D’abord, les primaires demeurent un processus exclusivement partisan. Elles sont organisées à l’initiative de partis politiques, pour désigner leurs candidats. Ce sont donc les règles internes de ces partis qui déterminent la réglementation du processus. Rien n’interdit, par exemple, de l’ouvrir à des personnes qui ne sont pas titulaires du droit de vote (mineurs, étrangers, etc.). Rien n’interdit, à l’inverse, de le restreindre aux seuls adhérents (on serait alors face à une primaire dite « fermée »). Ce sont encore ces mêmes règles internes qui fixent les conditions de candidature (autre type de parrainages) ou de participation (paiement d’une somme d’argent) aux primaires, lesquelles peuvent varier d’un parti à un autre (comme c’est effectivement le cas).
Les primaires sont donc la « chose » des partis politiques et sont, ainsi, gouvernées par le principe de liberté, d’autant plus qu’elles ne sont pas réglementées au niveau national. Quand bien même elles le seraient, cela ne suffirait pas à en faire un premier tour ou un tour préliminaire, à moins qu’elles ne deviennent obligatoires pour tous les partis (et les candidats) et que des conditions identiques s’imposent, la démocratie reposant sur le principe d’égalité. Mais l’article 4 de la Constitution, qui garantit la liberté des partis politiques, l’interdit et ce serait un tort de remettre en cause ce principe fondamental.
Les primaires ne sauraient donc être un processus intégré à l’élection, en raison de cette logique partisane et des garanties constitutionnelles.

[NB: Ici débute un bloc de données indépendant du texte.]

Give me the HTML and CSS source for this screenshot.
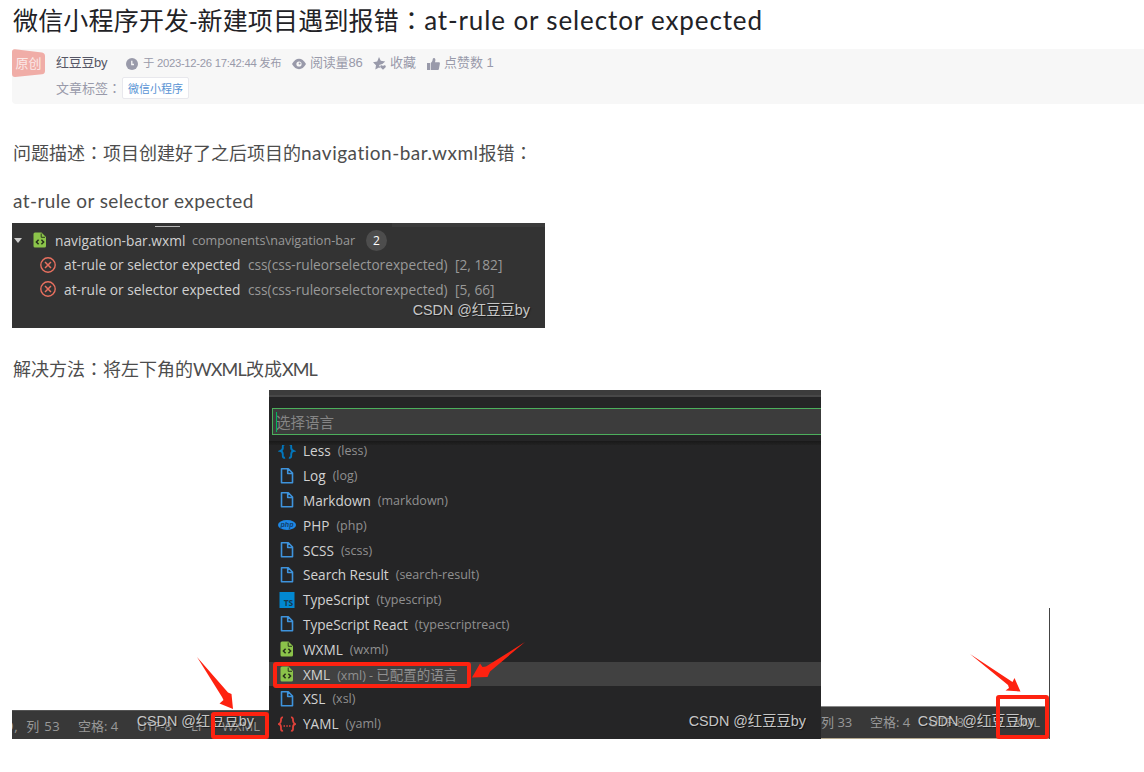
FILE: index.html
```
<!DOCTYPE html>
<html lang="zh-CN">
<head>
    <meta charset="UTF-8">
    <title>微信小程序开发-新建项目遇到报错：at-rule or selector expected</title>
    <link rel="stylesheet" href="styles.css">
</head>
<body>
    <!-- 公用图标 -->
    <svg class="sprite">
        <symbol id="i-file" viewBox="0 0 14 16">
            <path d="M1.500 .8h6.800l4.200 4.200v9.700h-11zM7.700 1v4.500h4.400" fill="none" stroke="#3e93dc" stroke-width="1.600" stroke-linejoin="round"/>
        </symbol>
        <symbol id="i-code" viewBox="0 0 14 16">
            <path d="M2 .5h6.500l4.500 4.500v9a1.500 1.500 0 0 1-1.500 1.500h-9.500a1.500 1.500 0 0 1-1.500-1.500v-12A1.500 1.500 0 0 1 2 .5z" fill="#8bc34a"/>
            <path d="M8.200 1.500v3.800H12" fill="none" stroke="#2b3a1c" stroke-width="1"/>
            <path d="M5.600 7.800L3.400 10l2.200 2.200M8.400 7.800l2.200 2.200-2.200 2.200" fill="none" stroke="#25301a" stroke-width="1.500"/>
        </symbol>
        <symbol id="i-error" viewBox="0 0 16 16">
            <circle cx="8" cy="8" r="7.200" fill="none" stroke="#e8705f" stroke-width="1.400"/>
            <path d="M5 5l6 6M11 5l-6 6" stroke="#e8705f" stroke-width="1.500"/>
        </symbol>
    </svg>

    <h1 class="title">微信小程序开发-新建项目遇到报错<span class="colon" lang="zh-TW">：</span><span class="en">at-rule or selector expected</span></h1>

    <div class="info-box">
        <div class="badge">
            <svg viewBox="0 0 33 28"><path d="M0 3Q0 0 3 .3L30 3.500Q33 4 33 7V22Q33 25 30 25.300L3 28Q0 28 0 25z" fill="#f0ada7"/></svg>
            <span>原创</span>
        </div>
        <div class="info">
            <div class="info-row">
                <span class="author">红豆豆by</span>
                <svg class="ico clock" viewBox="0 0 12 12"><circle cx="6" cy="6" r="6" fill="#999aaa"/><path d="M5.800 2.800v3.700h2.200" fill="none" stroke="#f7f7f7" stroke-width="1.300"/></svg>
                <span class="time">于 2023-12-26 17:42:44 发布</span>
                <svg class="ico eye" viewBox="0 0 14 12"><path d="M0 6Q3 .8 7 .8T14 6Q11 11.200 7 11.200T0 6z" fill="#999aaa"/><circle cx="7" cy="6" r="2.600" fill="#f7f7f7"/><circle cx="7.600" cy="5.600" r="1" fill="#999aaa"/></svg>
                <span class="read">阅读量86</span>
                <svg class="ico star" viewBox="0 0 13 13"><path d="M6 0l1.800 3.800 4.400.6-2.800 2.500-3.300 1.100 1.400 3.200L6 10.600l-3.700 1.900.7-4.200L0 5.300l4.200-.8z" fill="#999aaa"/><path d="M10 12.800L7.400 10.200c-.9-1.500 1.400-2.600 2.600-1.200 1.200-1.400 3.500-.3 2.600 1.200z" fill="#999aaa"/></svg>
                <span class="fav">收藏</span>
                <svg class="ico thumb" viewBox="0 0 13 12"><path d="M0 5h3v7H0zM3.700 5C5.500 3.800 5.500 2.500 5.800.8 6.300-.4 8.400-.1 8.400 2c0 1-.3 1.600-.4 2.300h3.800c.8 0 1.200.6 1.100 1.300l-1 5.400c-.1.600-.6 1-1.200 1h-7z" fill="#999aaa"/></svg>
                <span class="like">点赞数 1</span>
            </div>
            <div class="tag-row">
                <span>文章标签<span class="colon" lang="zh-TW">：</span></span>
                <a class="tag">微信小程序</a>
            </div>
        </div>
    </div>

    <div class="content">
        <p>问题描述<span class="colon" lang="zh-TW">：</span>项目创建好了之后项目的<span class="en nav">navigation-bar.wxml</span>报错<span class="colon" lang="zh-TW">：</span></p>
        <p class="second"><span class="en rule">at-rule or selector expected</span></p>

        <div class="problems">
            <i class="line"></i>
            <i class="strip"></i>
            <div class="p-file">
                <i class="caret"></i>
                <svg class="p-icon"><use href="#i-code"/></svg>
                <span class="p-name">navigation-bar.wxml</span>
                <span class="p-path">components\navigation-bar</span>
                <span class="count">2</span>
            </div>
            <div class="p-item">
                <svg class="p-err"><use href="#i-error"/></svg>
                <span class="p-msg">at-rule or selector expected</span>
                <span class="p-src">css(css-ruleorselectorexpected)</span>
                <span class="p-pos">[2, 182]</span>
            </div>
            <div class="p-item">
                <svg class="p-err"><use href="#i-error"/></svg>
                <span class="p-msg">at-rule or selector expected</span>
                <span class="p-src">css(css-ruleorselectorexpected)</span>
                <span class="p-pos">[5, 66]</span>
            </div>
            <span class="watermark">CSDN @红豆豆by</span>
        </div>

        <p class="third">解决方法<span class="colon" lang="zh-TW">：</span>将左下角的<span class="en wx">WXML</span>改成<span class="en wx">XML</span></p>

        <div class="shots">
            <div class="shot before">
                <div class="status">
                    <span>9,&nbsp; 列 53</span>
                    <span>空格: 4</span>
                    <span>UTF-8</span>
                    <span>LF</span>
                    <span>WXML</span>
                </div>
                <span class="watermark">CSDN @红豆豆by</span>
                <i class="mark"></i>
                <svg class="arrow" viewBox="0 0 40 54"><path d="M0 0L31 35.500 34.500 37 36 52 22.500 46.500 26.500 43 25 40z" fill="#fe2210"/></svg>
            </div>

            <div class="shot picker">
                <div class="topbar"></div>
                <div class="search">选择语言</div>
                <i class="shade"></i>
                <ul class="langs">
                    <li><svg class="l-icon" viewBox="0 0 18 16"><path d="M7 1.500Q4.500 1 4.800 4T2.500 8Q5 8.500 4.800 12T7 14.500M11 1.500Q13.500 1 13.200 4T15.500 8Q13 8.500 13.200 12T11 14.500" fill="none" stroke="#0277bd" stroke-width="1.900"/></svg><b>Less</b><em>(less)</em></li>
                    <li><svg class="l-icon"><use href="#i-file"/></svg><b>Log</b><em>(log)</em></li>
                    <li><svg class="l-icon"><use href="#i-file"/></svg><b>Markdown</b><em>(markdown)</em></li>
                    <li><svg class="l-icon" viewBox="0 0 18 16"><ellipse cx="9" cy="8" rx="9" ry="5" fill="#1e88e5"/><text x="9" y="10.200" class="php">php</text></svg><b>PHP</b><em>(php)</em></li>
                    <li><svg class="l-icon"><use href="#i-file"/></svg><b>SCSS</b><em>(scss)</em></li>
                    <li><svg class="l-icon"><use href="#i-file"/></svg><b>Search Result</b><em>(search-result)</em></li>
                    <li><svg class="l-icon" viewBox="0 0 18 16"><path d="M1.500 0h15v16h-15z" fill="#0288d1"/><text x="10.500" y="14" class="ts">TS</text></svg><b>TypeScript</b><em>(typescript)</em></li>
                    <li><svg class="l-icon"><use href="#i-file"/></svg><b>TypeScript React</b><em>(typescriptreact)</em></li>
                    <li><svg class="l-icon"><use href="#i-code"/></svg><b>WXML</b><em>(wxml)</em></li>
                    <li class="active"><svg class="l-icon"><use href="#i-code"/></svg><b>XML</b><em>(xml) - <span>已配置的语言</span></em></li>
                    <li><svg class="l-icon"><use href="#i-file"/></svg><b>XSL</b><em>(xsl)</em></li>
                    <li><svg class="l-icon" viewBox="0 0 18 16"><path d="M5 1.500Q2.800 1.200 3 4T.8 8Q3.200 8.500 3 12T5 14.500M13 1.500Q15.200 1.200 15 4T17.200 8Q14.800 8.500 15 12T13 14.500" fill="none" stroke="#e0423a" stroke-width="1.800"/><path d="M5.500 10h1.500M8.300 10h1.500M11 10h1.500" stroke="#e0423a" stroke-width="1.500"/></svg><b>YAML</b><em>(yaml)</em></li>
                </ul>
                <span class="watermark">CSDN @红豆豆by</span>
                <i class="mark"></i>
                <svg class="arrow" viewBox="0 0 54 36"><path d="M53 0L18 29.500 15.500 35 0 35.500 8 21.500 10.500 25 14 24.500z" fill="#fe2210"/></svg>
            </div>

            <div class="shot after">
                <div class="status">
                    <span>列 33</span>
                    <span>空格: 4</span>
                    <span>UTF-8</span>
                    <span>LF</span>
                    <span>XML</span>
                </div>
                <span class="watermark">CSDN @红豆豆by</span>
                <i class="mark"></i>
                <svg class="arrow" viewBox="0 0 52 40"><path d="M0 0L42.500 28 44.500 24 50.500 37.500 35.500 36.500 39 34 38 31z" fill="#fe2210"/></svg>
            </div>
        </div>
    </div>
</body>
</html>
```
FILE: styles.css
```
* {
    margin: 0;
    padding: 0;
    box-sizing: border-box;
}

body {
    padding-left: 12px;
    background: #fff;
    color: #4d4d4d;
    font-family: "Open Sans", "Noto Sans CJK SC", sans-serif;
    overflow: hidden;
}

i, em {
    font-style: normal;
}

svg {
    flex-shrink: 0;
}

.sprite {
    position: absolute;
    width: 0;
    height: 0;
}

.en {
    font-family: Lato, sans-serif;
    line-height: 1;
}

/* 冒号居中 */
.colon {
    font-family: "Noto Sans CJK TC", sans-serif;
    line-height: 1;
}

.title {
    height: 49px;
    padding: 2px 0 0 1px;
    font: 400 25px/38px "Open Sans", "Noto Sans CJK SC", sans-serif;
    color: #222226;
    letter-spacing: .180px;
    line-height: 37px;
    white-space: nowrap;
}

.title .en {
    font-size: 26px;
    letter-spacing: .880px;
}

/* 文章信息 */
.info-box {
    display: flex;
    height: 55px;
    background: #f7f7f7;
    border-radius: 4px 0 0 4px;
}

.badge {
    position: relative;
    width: 33px;
    height: 28px;
    margin-right: 11px;
    color: #fbe9e7;
    font: 13px/28px "Noto Sans CJK SC", sans-serif;
    text-align: center;
}

.badge svg {
    position: absolute;
    left: 0;
    top: 0;
    width: 33px;
    height: 28px;
}

.badge span {
    position: relative;
}

.info {
    font: 13px/27px "Liberation Sans", "Noto Sans CJK SC", sans-serif;
    color: #999aaa;
}

.info-row, .tag-row {
    display: flex;
    align-items: center;
    height: 27px;
    white-space: nowrap;
}

.author {
    width: 70px;
    color: #555666;
    letter-spacing: -.3px;
}

.ico {
    height: 12px;
    margin-top: 2px;
}

.clock { width: 12px; margin-right: 5px; }
.eye { width: 14px; margin-right: 4px; }
.star { width: 13px; height: 13px; margin-right: 4px; }
.thumb { width: 13px; margin-right: 4px; }
.time { width: 149px; padding-top: 1px; font-size: 11.300px; letter-spacing: -.28px; }
.read { width: 63px; letter-spacing: -.2px; }
.fav { width: 37px; }

.tag-row {
    height: 24px;
}

.tag {
    height: 22px;
    margin-left: 1px;
    padding: 0 5px;
    border: 1px solid #e8e8ed;
    border-radius: 2px;
    background: #fff;
    color: #5893d4;
    font-size: 11px;
    line-height: 22px;
}

/* 正文 */
.content p {
    height: 28px;
    margin-top: 35px;
    padding-left: 1px;
    font: 18px/28px Lato, "Noto Sans CJK SC", sans-serif;
    white-space: nowrap;
}

.content .second {
    margin-top: 20px;
}

.content .third {
    margin-top: 27px;
}

.nav { font-size: 19px; letter-spacing: .5px; }
.rule { font-size: 19px; letter-spacing: .4px; }
.wx { letter-spacing: -.850px; }

.problems {
    position: relative;
    width: 533px;
    height: 105px;
    margin-top: 8px;
    padding-top: 5px;
    background: #333;
    color: #d0d0d0;
    font-size: 13.750px;
}

.line {
    position: absolute;
    left: 143px;
    top: 3px;
    width: 25px;
    height: 1px;
    background: #b5b5b5;
}

.strip {
    position: absolute;
    left: 380px;
    right: 0;
    top: 0;
    height: 4px;
    background: #3b3b3b;
}

.p-file, .p-item {
    display: flex;
    align-items: center;
    height: 24.500px;
    white-space: nowrap;
}

.caret {
    margin: 0 11px 0 2px;
    border: 4px solid transparent;
    border-top: 5px solid #ccc;
    border-bottom: 0;
}

.p-icon {
    width: 14px;
    height: 16px;
}

.p-name {
    margin-left: 8px;
    width: 137px;
}

.p-path {
    width: 174px;
    font-size: 12.600px;
    color: #999;
}

.count {
    width: 21px;
    height: 21px;
    border-radius: 50%;
    background: #4d4d4d;
    color: #fff;
    font-size: 12px;
    line-height: 21px;
    text-align: center;
}

.p-item {
    padding-left: 28px;
}

.p-err {
    width: 16px;
    height: 16px;
    margin-right: 8px;
}

.p-msg {
    width: 184px;
}

.p-src {
    width: 207px;
}

.p-src, .p-pos {
    color: #999;
    font-size: 13.700px;
}

.watermark {
    position: absolute;
    right: 15px;
    bottom: 8px;
    color: #c6c6c6;
    font: 14.350px/20px "Liberation Sans", "Noto Sans CJK SC", sans-serif;
    text-shadow: 1px 1px 1px rgba(0, 0, 0, .5);
    white-space: nowrap;
}

/* 三张截图底部对齐 */
.shots {
    display: flex;
    align-items: flex-end;
    height: 349px;
    margin-top: 7px;
}

.shot {
    position: relative;
    flex-shrink: 0;
}

.status {
    display: flex;
    align-items: center;
    overflow: hidden;
    background: #383838;
    border-top: 1px solid #555;
    color: #989898;
    font-size: 13px;
    white-space: nowrap;
}

.mark {
    position: absolute;
    border: 4px solid #fe2210;
    border-radius: 3px;
}

.arrow {
    position: absolute;
}

.before {
    width: 257px;
}

.before .status {
    height: 29px;
    padding: 1px 0 0;
    text-indent: -6px;
}

.before .status span:nth-child(1) { width: 72px; letter-spacing: .7px; }
.before .status span:nth-child(2) { width: 59px; }
.before .status span:nth-child(3) { width: 54px; }
.before .status span:nth-child(4) { width: 31px; }

.before .mark {
    right: 0;
    bottom: 0;
    width: 58px;
    height: 27px;
}

.before .arrow {
    left: 185px;
    bottom: 28px;
    width: 40px;
    height: 54px;
}

.picker {
    width: 552px;
    height: 349px;
    background: #252526;
    overflow: hidden;
}

.topbar {
    height: 7px;
    background: #3c3c3c;
    border-bottom: 2px solid #484848;
}

.search {
    height: 27px;
    margin: 11px 0 0 3px;
    padding-left: 3px;
    border: 1px solid #4caf5c;
    border-right: 0;
    background: #3c3c3c;
    color: #858585;
    font-size: 14.500px;
    line-height: 27px;
}

.search::before {
    content: "";
    position: absolute;
    left: 7px;
    top: 22px;
    width: 1px;
    height: 20px;
    background: #00b95c;
}

.shade {
    position: absolute;
    left: 0;
    right: 0;
    top: 51px;
    height: 4px;
    background: linear-gradient(#191919, #222);
}

.langs {
    margin-top: 3.500px;
    list-style: none;
}

.langs li {
    display: flex;
    align-items: center;
    height: 24.800px;
    padding-left: 9px;
    color: #d2d2d2;
    font-size: 13.600px;
    white-space: nowrap;
}

.langs .active {
    background: #414141;
}

.l-icon {
    width: 18px;
    height: 16px;
    margin-right: 7px;
}

.langs b {
    font-weight: 400;
}

.langs em {
    margin-left: 7px;
    color: #909090;
    font-size: 12.500px;
}

.langs em span {
    font-size: 13.500px;
}

.php {
    fill: #123f6b;
    font: italic bold 7px "Liberation Sans", sans-serif;
    text-anchor: middle;
}

.ts {
    fill: #17394d;
    font: bold 8.500px "Open Sans", sans-serif;
    text-anchor: middle;
}

.picker .mark {
    left: 4px;
    top: 272px;
    width: 198px;
    height: 26px;
}

.picker .arrow {
    left: 203px;
    top: 252px;
    width: 54px;
    height: 36px;
}

.after {
    width: 229px;
    height: 131px;
    padding-top: 98px;
    border-right: 1px solid #444;
}

.after .status {
    height: 33px;
    padding-bottom: 2px;
    border-top-color: #888;
    border-bottom: 1px solid #b5a98f;
}

.after .status span:nth-child(1) { width: 49px; }
.after .status span:nth-child(2) { width: 59px; }
.after .status span:nth-child(3) { width: 59px; }
.after .status span:nth-child(4) { width: 26px; }

.after .watermark {
    right: 14px;
}

.after .mark {
    right: 0;
    bottom: 0;
    width: 53px;
    height: 44px;
}

.after .arrow {
    left: 149px;
    top: 46px;
    width: 52px;
    height: 40px;
}
```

Ensuite, contrairement à une idée reçue, les primaires ne sont pas démocratiques. D’une part, elles ne mobilisent qu’une très faible proportion du corps électoral. En 2011, la primaire citoyenne du parti socialiste avait mobilisé 2,66 millions d’électeurs au premier tour et 2,86 millions au second. Les pronostics quant à la primaire de la droite et du centre des prochaines semaines oscillent entre 2 et 5 millions de participants. Les primaires organisées par les autres partis politiques (notamment Europe Écologie – Les Verts) mobilisent dans des proportions marginales. À l’inverse, l’élection présidentielle de 2012 a connu une participation de plus de 37 millions de votants. Sur 44 millions d’électeurs, ce ne sont même pas 10% des inscrits sur les listes électorales qui participent aux primaires et la réalité est plus proche des 5%. Quelle élection serait considérée comme démocratique si elle reposait sur un taux d’abstention supérieur à 90% ?
De surcroît, la participation à une primaire suppose, en tant que votant, de souscrire à des valeurs partisanes (la « charte » de la primaire que le votant doit généralement signer) et de payer une certaine somme d’argent, censée couvrir les frais d’organisation. Quelle élection serait considérée comme démocratique s’il fallait afficher son engagement partisan et payer pour y participer ?
Les primaires ne sont donc décidément pas un quelconque tour d’une élection démocratique.
Enfin, le phénomène des primaires demeure isolé dans l’espace et, sans doute, dans le temps. Il est isolé dans l’espace car il ne concerne ni tous les partis politiques ni tous les candidats à une élection. Pour l’emblématique élection présidentielle, les partis (et les candidats) restent libres d’y recourir et doivent le rester. On peut d’ailleurs certainement que la majorité des candidats qui seront effectivement autorisés à participer au scrutin d’avril prochain ne sera pas passée par le processus d’une primaire. Et l’on pourrait même envisager qu’un candidat qui s’y soit prêté en étant battu, en conteste la légitimité du résultat et décide de se présenter malgré tout. Rien ne l’interdit, sauf les règles internes des partis politiques, une nouvelle fois, qui ne constituent pas des règles (officielles) de candidature.
Il est également isolé dans le temps, selon toute vraisemblance. À moins que le législateur ne se saisisse du sujet en les institutionnalisant davantage, on peut raisonnablement s’attendre à ce que les primaires ne prospèrent point, car elles sont coûteuses, lourdes à organiser pour un parti, même important, mobiliseront de moins en moins au fil des années (comme tout phénomène « de mode », il est un instant où il est « passé de mode ») et faussent l’équilibre politique. Potentiellement utiles à un parti, elles ne le sont pas nécessairement à la société démocratique.
Les primaires ne sont donc définitivement pas un tour préliminaire ou un premier tour de l’élection présidentielle.
Il ne faut pas confondre primaires et élections, choix des candidats et désignation de l’élu. Et, surtout, tendances préélectorales et résultat de l’élection. Car seul ce dernier compte.